New Perspectives in International Law: W.G. Werners 'Repetition' Published

Wouter G. Werner's fundamental study explores the role of repetition in international law, building on insights from philosophy, sociology of religion, theatre and film. It presents age-old doctrinal problems anew, assesses the use of moot courts in legal education and discovers the connections between international criminal law and documentary film making.

A former research fellow at the Centre and meanwhile a member of its Scientific Advisory Board, Wouter Werner, who is a professor of Public International Law at VU Amsterdam's Faculty of Law, is used to contribute unfamiliar perspectives by understatement and it is the seemingly boring things that rise his attention, resulting in interpretations and scrutiny, which in the end thrills readers and audience.

How, for example, can you stop reading if a book starts like that:
 

To begin a book, I argue again in chapter three, is to perform a paradoxical act. There is always a lead-up to the beginning, a history before the history of the start. (3)

Being interested in performative aspects of legal procedures Werner has extensively researched international courts, including their depiction in documentary film. Techniques from theatre and rituals are a depository, a parallel universe vis-à-vis many techniques, observable with institutional settings in international law. Moot court trainings come easily into mind.  No surprise - or is it? - that Beckett's Godot has aroused the author's curiosity and makes a good start for repetition research: 'Godot was always there'.

Werner's monograph provides deep and new insight into institutional mechanisms and self-conceptions. It leads also to a novel perspective on questions related to legitimation techniques. But, as Werner underlines, his argument does not deal with repetition itself in the first place. A thrilling paragraph in his introduction talks about 'Repetition and the ‘Something’':
 

This book is specifically focused on practices of repetition as they occur in international law. However, my intention is not to write on any possible practice of repetition in international law. The focus of this book is more specific. It examines contexts where repetition takes place in relation to something that is absent, unattainable or unspeakable. (8)

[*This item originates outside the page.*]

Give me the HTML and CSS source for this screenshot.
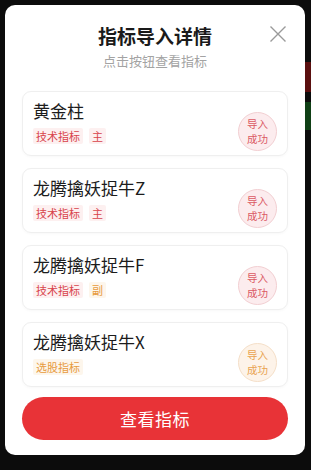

As he sees it, this can be conceived as a dialectical relation, namely between a practice and the something that is absent. Knowledge structures - and scientific knowledge - come into the picture here. Werner turns to Kierkegaard's understanding of recollection as a form of ‘repetition backward’.  'Under this conception of repetition, the present becomes real because it is turned into an instantiation of the past' (10, Werner refers to Stephen Crites). Strategies of legitimation - or de-legitimation - seem to find their point of entry here.

This monograph combines unusual perspectives from different disciplines and its method and results may well have value in areas beyond pure disciplinary international law. The author has successfully avoided repetition in the field of publishing with this horizon-expanding publication.


Martin Wolf

* Quotes / page numbers refer to the book's introduction.